▶ _Given instruction_: Extract the lines up to and including the one that contains "const tabs: string[]", starting with the first line of the entries below, and omit the pictures.

Web page code records:
— Start —

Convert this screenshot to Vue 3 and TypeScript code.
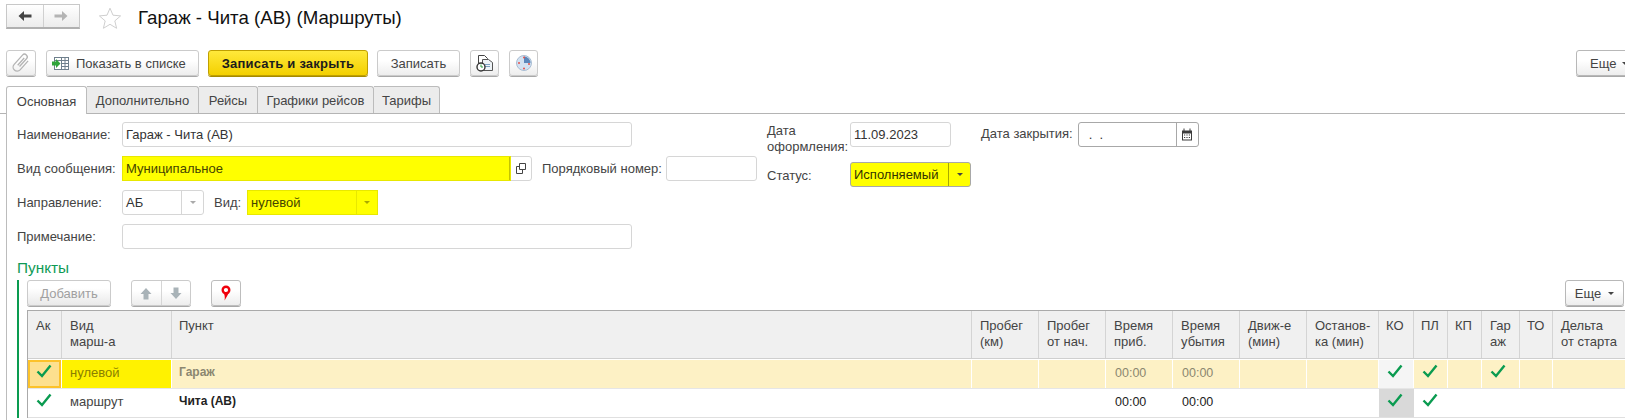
<script setup lang="ts">
interface Column { key: string; title: string; cls: string }
interface Row { cls: string; cells: Record<string, string> }

const tabs: string[] = ['Основная', 'Дополнительно', 'Рейсы', 'Графики рейсов', 'Тарифы']

const columns: Column[] = [
  { key: 'ak', title: 'Ак', cls: '' },
  { key: 'vid', title: 'Вид\nмарш-а', cls: '' },
  { key: 'point', title: 'Пункт', cls: 'tight' },
  { key: 'km', title: 'Пробег\n(км)', cls: '' },
  { key: 'fromStart', title: 'Пробег\nот нач.', cls: '' },
  { key: 'arr', title: 'Время\nприб.', cls: '' },
  { key: 'dep', title: 'Время\nубытия', cls: '' },
  { key: 'move', title: 'Движ-е\n(мин)', cls: '' },
  { key: 'stop', title: 'Останов-\nка (мин)', cls: '' },
  { key: 'ko', title: 'КО', cls: 'tight' },
  { key: 'pl', title: 'ПЛ', cls: 'tight' },
  { key: 'kp', title: 'КП', cls: 'tight' },
  { key: 'gar', title: 'Гар\nаж', cls: '' },
  { key: 'to', title: 'ТО', cls: 'tight' },
  { key: 'delta', title: 'Дельта\nот старта', cls: '' },
]

const rows: Row[] = [
  {
    cls: 'row-current',
    cells: { ak: '✓', vid: 'нулевой', point: 'Гараж', arr: '00:00', dep: '00:00', ko: '✓', pl: '✓', gar: '✓' },
  },
  {
    cls: 'row-plain',
    cells: { ak: '✓', vid: 'маршрут', point: 'Чита (АВ)', arr: '00:00', dep: '00:00', ko: '✓', pl: '✓' },
  },
]
</script>

<template>
  <div class="page">
    <header class="head">
      <div class="nav">
        <span class="nav-part">
          <svg width="16" height="12" viewBox="0 0 16 12"><path d="M7 1 1.500 6 7 11V7.600h7.500V4.400H7z" fill="#444" /></svg>
        </span>
        <span class="nav-part">
          <svg width="16" height="12" viewBox="0 0 16 12"><path d="M9 1l5.500 5L9 11V7.600H1.500V4.400H9z" fill="#b4b4b4" /></svg>
        </span>
      </div>
      <svg class="star" width="24" height="22" viewBox="0 0 24 22">
        <path d="M12 1.200l3 7 7.600.7-5.800 5 1.800 7.400-6.600-4-6.600 4 1.800-7.400-5.800-5L9 8.200z" fill="#fff" stroke="#cfcfcf" />
      </svg>
      <h1 class="title">Гараж - Чита (АВ) (Маршруты)</h1>
    </header>

    <div class="toolbar">
      <button class="btn btn-clip">
        <svg width="20" height="22" viewBox="0 0 20 22">
          <path d="M8.500 14.500 15.500 6.800a2.700 2.700 0 0 0-4-3.700L3.200 12.400a4 4 0 0 0 5.900 5.500l8-9" fill="none" stroke="#b4b4b4" stroke-width="1.300" />
          <path d="M6.700 13.300 13.200 6" fill="none" stroke="#b4b4b4" stroke-width="1.300" />
        </svg>
      </button>
      <button class="btn btn-show">
        <svg width="17" height="15" viewBox="0 0 17 15">
          <rect x="2.500" y="1.500" width="14" height="12" fill="#fff" stroke="#6f7f8c" />
          <path d="M2.500 4.500h14M9.500 1.500v12M13 1.500v12M9.500 7.500h7M9.500 10.500h7" stroke="#6f7f8c" fill="none" />
          <path d="M0 5.500h4V3l4.500 4.500L4 12V9.500H0z" fill="#2fa33a" />
        </svg>
        <span>Показать в списке</span>
      </button>
      <button class="btn btn-primary">Записать и закрыть</button>
      <button class="btn btn-save">Записать</button>
      <button class="btn btn-icon btn-doc">
        <svg width="18" height="19" viewBox="0 0 18 19">
          <path d="M2.500 1.500h6l3 3v5h-9z" fill="#fff" stroke="#444" />
          <path d="M6.500 5.500h6l4 3v8h-10z" fill="#eef3f6" stroke="#555" />
          <path d="M9 10.500h5M9 12.500h5" stroke="#7aa0bf" />
          <circle cx="5" cy="13" r="4" fill="#fff" stroke="#333" stroke-width="1.400" />
          <path d="M5 10.500V13h2" stroke="#2a9a3c" fill="none" />
        </svg>
      </button>
      <button class="btn btn-icon btn-pie">
        <svg width="18" height="18" viewBox="0 0 18 18">
          <circle cx="9" cy="9" r="7.500" fill="#d3e2f2" stroke="#a9bdd3" />
          <path d="M9 9V2.500A6.500 6.500 0 0 1 15.500 9z" fill="#5c87bb" />
          <circle cx="9" cy="3.500" r="1" fill="#e8504a" />
          <circle cx="4" cy="9" r="1" fill="#e8504a" />
          <circle cx="14" cy="10" r="1" fill="#e8504a" />
          <circle cx="9" cy="14.500" r="1" fill="#e8504a" />
        </svg>
      </button>
      <button class="btn btn-more">Еще <i class="caret"></i></button>
    </div>

    <nav class="tabs">
      <span v-for="(tab, i) in tabs" :key="tab" class="tab" :class="{ active: i === 0 }">{{ tab }}</span>
    </nav>

    <section class="panel">
      <div class="form">
        <div class="col-left">
          <div class="row">
            <label class="label">Наименование:</label>
            <div class="field f-name"><span class="val">Гараж - Чита (АВ)</span></div>
          </div>
          <div class="row">
            <label class="label">Вид сообщения:</label>
            <div class="field f-kind hl">
              <span class="val grow hl-part">Муниципальное</span>
              <span class="addon">
                <svg width="13" height="13" viewBox="0 0 13 13">
                  <path d="M5.500 1.500h6v6h-6z M5.500 4.500h-3v7h6V8" fill="none" stroke="#444" />
                </svg>
              </span>
            </div>
            <label class="label l-order">Порядковый номер:</label>
            <div class="field f-order"></div>
          </div>
          <div class="row">
            <label class="label">Направление:</label>
            <div class="field f-dir">
              <span class="val grow">АБ</span>
              <span class="addon drop"><i class="caret light"></i></span>
            </div>
            <label class="label l-vid">Вид:</label>
            <div class="field f-vid hl">
              <span class="val grow hl-part">нулевой</span>
              <span class="addon drop hl-part"><i class="caret olive"></i></span>
            </div>
          </div>
          <div class="row">
            <label class="label">Примечание:</label>
            <div class="field f-name"></div>
          </div>
        </div>

        <div class="col-right">
          <div class="row row-top">
            <label class="label l-date">Дата<br />оформления:</label>
            <div class="field f-date"><span class="val">11.09.2023</span></div>
            <label class="label l-close">Дата закрытия:</label>
            <div class="field f-close dark">
              <span class="val grow dots">. &nbsp;.</span>
              <span class="addon cal">
                <svg width="12" height="13" viewBox="0 0 12 13">
                  <path d="M1 2.500h10v10H1z" fill="#3c3c3c" />
                  <path d="M3 .5v3M9 .5v3" stroke="#3c3c3c" />
                  <path d="M2 5.500h8v6H2z" fill="#fff" />
                  <path d="M3 7h1.200M5.400 7h1.200M7.800 7H9M3 9.500h1.200M5.400 9.500h1.200M7.800 9.500H9" stroke="#3c3c3c" />
                </svg>
              </span>
            </div>
          </div>
          <div class="row">
            <label class="label l-date">Статус:</label>
            <div class="field f-status dark status">
              <span class="val grow">Исполняемый</span>
              <span class="addon drop"><i class="caret"></i></span>
            </div>
          </div>
        </div>
      </div>

      <h2 class="section-title">Пункты</h2>
      <div class="group">
        <div class="commands">
          <button class="btn btn-add" disabled>Добавить</button>
          <div class="btn updown">
            <span class="ud-part">
              <svg width="12" height="13" viewBox="0 0 12 13"><path d="M6 1l5.500 6H8.500v5.500h-5V7H.5z" fill="#a9b3b8" /></svg>
            </span>
            <span class="ud-part">
              <svg width="12" height="13" viewBox="0 0 12 13"><path d="M6 12l5.500-6H8.500V.5h-5V6H.5z" fill="#a9b3b8" /></svg>
            </span>
          </div>
          <button class="btn btn-pin">
            <svg width="10" height="16" viewBox="0 0 10 16">
              <circle cx="5" cy="5" r="3.300" fill="#fff" stroke="#f0000c" stroke-width="2.400" />
              <path d="M7.800 7.500C7 10 5.300 12 3.600 15.500 4 12.500 3.800 10.800 3 8.500z" fill="#f0000c" />
            </svg>
          </button>
          <button class="btn btn-more2">Еще <i class="caret"></i></button>
        </div>

        <div class="table">
          <div class="tr thead">
            <div v-for="c in columns" :key="c.key" class="th" :class="c.cls">{{ c.title }}</div>
          </div>
          <div v-for="r in rows" :key="r.cells.point" class="tr" :class="r.cls">
            <div v-for="c in columns" :key="c.key" class="td" :class="['c-' + c.key]">
              <svg v-if="r.cells[c.key] === '✓'" class="check" width="16" height="14" viewBox="0 0 16 14">
                <path d="M1.500 7.500 6 12 14.500 1.500" fill="none" stroke="#0a9b50" stroke-width="2.400" />
              </svg>
              <span v-else>{{ r.cells[c.key] }}</span>
            </div>
          </div>
        </div>
      </div>
    </section>
  </div>
</template>

<style>
html, body { margin: 0; background: #fff; }
</style>

<style scoped>
.page {
  width: 1625px;
  height: 420px;
  overflow: hidden;
  background: #fff;
  font-family: "Liberation Sans", Arial, sans-serif;
  font-size: 13px;
  color: #444;
  box-sizing: border-box;
}
.head { display: flex; align-items: center; height: 25px; padding: 4px 0 0 6px; }
.nav {
  display: flex;
  width: 74px;
  height: 25px;
  box-sizing: border-box;
  border: 1px solid #c8c8c8;
  border-bottom: 2px solid #b0b0b0;
  background: linear-gradient(#fff, #ececec);
}
.nav-part { flex: 1; display: flex; align-items: center; justify-content: center; }
.nav-part + .nav-part { border-left: 1px solid #d0d0d0; }
.star { margin: 2px 0 0 18px; }
.title { margin: 2px 0 0 16px; font-size: 18.67px; font-weight: 400; color: #111; white-space: nowrap; }

.btn {
  display: inline-flex;
  align-items: center;
  justify-content: center;
  box-sizing: border-box;
  height: 26px;
  padding: 0;
  border: 1px solid #cbcbcb;
  border-radius: 3px;
  background: linear-gradient(#fff 40%, #ededed);
  box-shadow: 0 1px 0 #a8a8a8;
  font: inherit;
  color: #444;
  white-space: nowrap;
}
.toolbar { display: flex; margin: 21px 0 0 6px; height: 26px; }
.btn-clip { width: 30px; }
.btn-show { width: 153px; margin-left: 10px; gap: 7px; justify-content: flex-start; padding-left: 5px; }
.btn-primary {
  width: 160px;
  margin-left: 9px;
  font-weight: 700;
  letter-spacing: .2px;
  color: #1c1c1c;
  background: linear-gradient(#ffe93b, #f3d000);
  border-color: #c0a000;
  box-shadow: 0 1px 0 #a58a00;
}
.btn-save { width: 83px; margin-left: 9px; }
.btn-icon { width: 29px; }
.btn-doc { margin-left: 10px; }
.btn-pie { margin-left: 10px; }
.btn-more { width: 60px; margin-left: auto; margin-right: -11px; gap: 6px; justify-content: flex-start; padding-left: 13px; border-color: #b8b8b8; }
.caret {
  display: inline-block;
  width: 0;
  height: 0;
  border-left: 3px solid transparent;
  border-right: 3px solid transparent;
  border-top: 3px solid #444;
}
.caret.light { border-top-color: #aaa; }
.caret.olive { border-top-color: #a9a900; }

.tabs {
  display: flex;
  margin-top: 10px;
  height: 28px;
  box-sizing: border-box;
  padding-left: 6px;
  border-bottom: 1px solid #b4b4b4;
}
.tab {
  display: flex;
  align-items: center;
  justify-content: center;
  box-sizing: border-box;
  height: 27px;
  padding-top: 1px;
  background: #ececec;
  border: 1px solid #bcbcbc;
  border-left: 0;
  border-bottom: 0;
  border-radius: 0 3px 0 0;
  white-space: nowrap;
}
.tab:nth-child(1) { width: 81px; }
.tab:nth-child(2) { width: 112px; }
.tab:nth-child(3) { width: 59px; }
.tab:nth-child(4) { width: 116px; }
.tab:nth-child(5) { width: 66px; }
.tab.active {
  height: 28px;
  background: #fff;
  border-left: 1px solid #bcbcbc;
  border-radius: 3px 3px 0 0;
}

.panel {
  margin-left: 6px;
  padding: 8px 0 0 10px;
  border-left: 1px solid #bcbcbc;
  height: 300px;
}
.form { display: flex; }
.col-left { width: 740px; display: flex; flex-direction: column; gap: 9px; }
.col-right { margin-left: 10px; display: flex; flex-direction: column; gap: 8px; }
.row { display: flex; align-items: center; height: 25px; }
.row-top { align-items: flex-start; height: 33px; }
.label { width: 105px; flex: none; white-space: nowrap; line-height: 16px; }
.field {
  display: flex;
  align-items: center;
  box-sizing: border-box;
  height: 25px;
  border: 1px solid #d6d6d6;
  border-radius: 3px;
  background: #fff;
  color: #333;
  flex: none;
}
.val { padding-left: 3px; white-space: nowrap; }
.grow { flex: 1; display: flex; align-items: center; height: 100%; min-width: 0; }
.addon { flex: none; display: flex; align-items: center; justify-content: center; height: 100%; }

.f-name { width: 510px; }
.f-kind { width: 410px; }
.f-kind .addon { width: 21px; }
.hl-part {
  background: #ffff00;
  box-shadow: 0 0 0 1px #e8e800;
  color: #444400;
  border-right: 1px solid #c4c400;
}
.f-kind .hl-part { padding-left: 3px; }
.l-order { width: auto; margin-left: 10px; margin-right: 4px; }
.f-order { width: 91px; }
.f-dir { width: 82px; }
.f-dir .addon { width: 21px; border-left: 1px solid #d6d6d6; }
.l-vid { width: 33px; margin-left: 10px; }
.f-vid { width: 131px; }
.f-vid .grow { padding-left: 3px; }
.f-vid .addon { width: 20px; border-right: 0; }

.l-date { width: 83px; }
.row-top .l-date { padding-top: 1px; }
.f-date { width: 101px; }
.l-close { width: auto; margin-left: 30px; margin-right: 5px; padding-top: 4px; }
.f-close { width: 121px; }
.dark { border-color: #a8a8a8; }
.dots { padding-left: 10px; }
.cal { width: 21px; border-left: 1px solid #a8a8a8; }
.f-status { width: 121px; margin-top: -2px; }
.status { background: #ffff00; color: #333300; overflow: hidden; }
.status .addon { width: 21px; border-left: 1px solid #a8a800; }

.section-title {
  margin: 9px 0 3px;
  font-size: 15.33px;
  line-height: 19px;
  font-weight: 400;
  color: #0e9a55;
}
.group { border-left: 2px solid #0a9b50; padding-left: 8px; width: 1608px; box-sizing: border-box; }
.commands { display: flex; height: 27px; }
.btn-add { width: 84px; color: #a0a0a0; background: linear-gradient(#fff 30%, #e9e9e9); }
.updown { width: 60px; margin-left: 20px; }
.ud-part { flex: 1; height: 100%; display: flex; align-items: center; justify-content: center; }
.ud-part + .ud-part { border-left: 1px solid #d6d6d6; }
.btn-pin { width: 30px; margin-left: 20px; border-color: #bdbdbd; }
.btn-more2 { width: 59px; margin-left: auto; margin-right: 1px; gap: 7px; border-color: #b8b8b8; }

.table { margin-top: 3px; border-top: 1px solid #aaa; border-left: 1px solid #aaa; }
.tr {
  display: grid;
  grid-template-columns: 34px 110px 800px 67px 67px 67px 67px 67px 72px 35px 34px 34px 38px 33px 73px;
}
.thead { height: 48px; box-sizing: border-box; border-bottom: 1px solid #cfcfcf; }
.th {
  box-sizing: border-box;
  padding: 7px 0 0 8px;
  background: #f0f0f0;
  border-right: 1px solid #d4d4d4;
  white-space: pre-line;
  line-height: 16px;
}
.th.tight { padding-left: 7px; }
.td {
  box-sizing: border-box;
  height: 28px;
  padding: 0 0 3px 9px;
  display: flex;
  align-items: center;
  white-space: nowrap;
}
.row-current { background: #fdf1c5; border-top: 1px solid #fff; color: #8b8770; }
.row-plain { border-top: 1px solid #e6e6e6; border-bottom: 1px solid #e0e0e0; color: #222; }
.row-current .td { border-right: 1px solid #fff; }
.check { margin-top: -3px; margin-left: -1px; }
.c-point { padding-left: 7px; font-weight: 700; font-size: 12px; padding-bottom: 4px; }
.c-arr, .c-dep { font-size: 12.5px; }
.c-vid { color: #444; padding-left: 8px; }
.row-current .c-vid { background: #fff200; color: #8a8000; }
.row-current .c-ak { background: #fde08f; box-shadow: inset 0 0 0 2px #fcc22a; }
.row-current .c-ko { background: #f5f5f5; }
.row-plain .c-ko { background: #d9d9d9; }
</style>
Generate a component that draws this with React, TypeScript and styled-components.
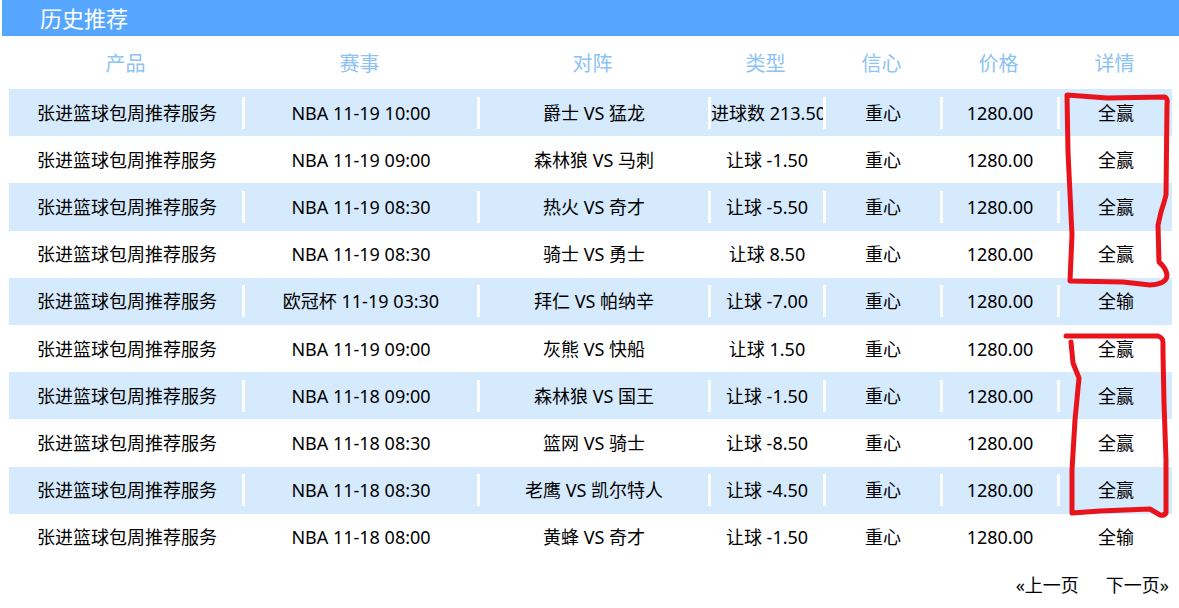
import React from 'react';
import styled, {createGlobalStyle} from 'styled-components';

const GlobalStyle = createGlobalStyle`
  html, body {
    margin: 0;
    padding: 0;
    background: #fff;
  }
  body {
    font-family: 'Noto Sans', 'Noto Sans CJK SC', sans-serif;
    color: #000;
  }
`;

type Row = {
  match: string;
  teams: string;
  kind: string;
  result: string;
};

const rows: Row[] = [
  {match: 'NBA 11-19 10:00', teams: '爵士 VS 猛龙', kind: '进球数 213.50', result: '全赢'},
  {match: 'NBA 11-19 09:00', teams: '森林狼 VS 马刺', kind: '让球 -1.50', result: '全赢'},
  {match: 'NBA 11-19 08:30', teams: '热火 VS 奇才', kind: '让球 -5.50', result: '全赢'},
  {match: 'NBA 11-19 08:30', teams: '骑士 VS 勇士', kind: '让球 8.50', result: '全赢'},
  {match: '欧冠杯 11-19 03:30', teams: '拜仁 VS 帕纳辛', kind: '让球 -7.00', result: '全输'},
  {match: 'NBA 11-19 09:00', teams: '灰熊 VS 快船', kind: '让球 1.50', result: '全赢'},
  {match: 'NBA 11-18 09:00', teams: '森林狼 VS 国王', kind: '让球 -1.50', result: '全赢'},
  {match: 'NBA 11-18 08:30', teams: '篮网 VS 骑士', kind: '让球 -8.50', result: '全赢'},
  {match: 'NBA 11-18 08:30', teams: '老鹰 VS 凯尔特人', kind: '让球 -4.50', result: '全赢'},
  {match: 'NBA 11-18 08:00', teams: '黄蜂 VS 奇才', kind: '让球 -1.50', result: '全输'},
];

const columns = ['产品', '赛事', '对阵', '类型', '信心', '价格', '详情'];
const template = '233px 235px 231px 115px 117px 117px 115px';

const Page = styled.div`
  position: relative;
  width: 1179px;
  height: 608px;
  padding-left: 2px;
  box-sizing: border-box;
  overflow: hidden;
`;

const TitleBar = styled.div`
  height: 36px;
  background: #56a6ff;
  color: #fff;
  font-size: 22px;
  line-height: 36px;
  padding-left: 38px;
`;

const Table = styled.div`
  margin: 0 7px;
  display: flex;
  flex-direction: column;
`;

const HeadRow = styled.div`
  display: grid;
  grid-template-columns: ${template};
  height: 53px;
  align-items: center;
`;

const HeadCell = styled.div`
  text-align: center;
  color: #8dc2f4;
  font-size: 20px;
`;

const BodyRow = styled.div<{$striped: boolean}>`
  display: grid;
  grid-template-columns: ${template};
  height: 47.2px;
  align-items: center;
  background: ${(p) => (p.$striped ? '#d6eafd' : '#fff')};
`;

const Cell = styled.div<{$divider: boolean}>`
  height: 32px;
  line-height: 32px;
  font-size: 18px;
  text-align: center;
  white-space: nowrap;
  overflow: hidden;
  border-left: 3px solid ${(p) => (p.$divider ? '#fff' : 'transparent')};
`;

const Pager = styled.div`
  display: flex;
  justify-content: flex-end;
  gap: 27px;
  padding-right: 10px;
  height: 47px;
  align-items: center;
  font-size: 18px;
`;

const PagerLink = styled.span`
  cursor: pointer;
`;

const Marks = styled.svg`
  position: absolute;
  left: 0;
  top: 0;
  pointer-events: none;
`;

const Annotations = () => (
  <Marks width={1179} height={608} viewBox="0 0 1179 608">
    <g fill="none" stroke="#e8131b" strokeWidth={5} strokeLinejoin="round" strokeLinecap="round">
      <path d="M1067 95 L1107 98 L1165 97 Q1168 99 1167 104 L1166 195 Q1164 203 1161 212 L1158 225 L1159 262 Q1166 268 1167 275 Q1167 284 1150 285 L1123 282 L1070 281 L1072 235 L1068 152 L1067 95 Z" />
      <path d="M1066 336 L1158 336 Q1163 338 1163 342 L1163 353 L1164 403 L1166 460 L1166 513 Q1164 516 1160 515 L1150 509 L1100 511 L1072 513 L1072 470 L1075 420 L1079 378 L1073 363 L1071 342" />
    </g>
  </Marks>
);

export default function App() {
  return (
    <>
      <GlobalStyle />
      <Page>
        <TitleBar>历史推荐</TitleBar>
        <Table>
          <HeadRow>
            {columns.map((c) => (
              <HeadCell key={c}>{c}</HeadCell>
            ))}
          </HeadRow>
          {rows.map((r, i) => {
            const cells = ['张进篮球包周推荐服务', r.match, r.teams, r.kind, '重心', '1280.00', r.result];
            return (
              <BodyRow key={i} $striped={i % 2 === 0}>
                {cells.map((v, j) => (
                  <Cell key={j} $divider={j > 0}>
                    {v}
                  </Cell>
                ))}
              </BodyRow>
            );
          })}
        </Table>
        <Pager>
          <PagerLink>«上一页</PagerLink>
          <PagerLink>下一页»</PagerLink>
        </Pager>
        <Annotations />
      </Page>
    </>
  );
}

— End —

▶ _Output for this task_:
Convert this screenshot to Vue 3 and TypeScript code.
<script setup lang="ts">
interface Column { key: string; title: string; cls: string }
interface Row { cls: string; cells: Record<string, string> }

const tabs: string[] = ['Основная', 'Дополнительно', 'Рейсы', 'Графики рейсов', 'Тарифы']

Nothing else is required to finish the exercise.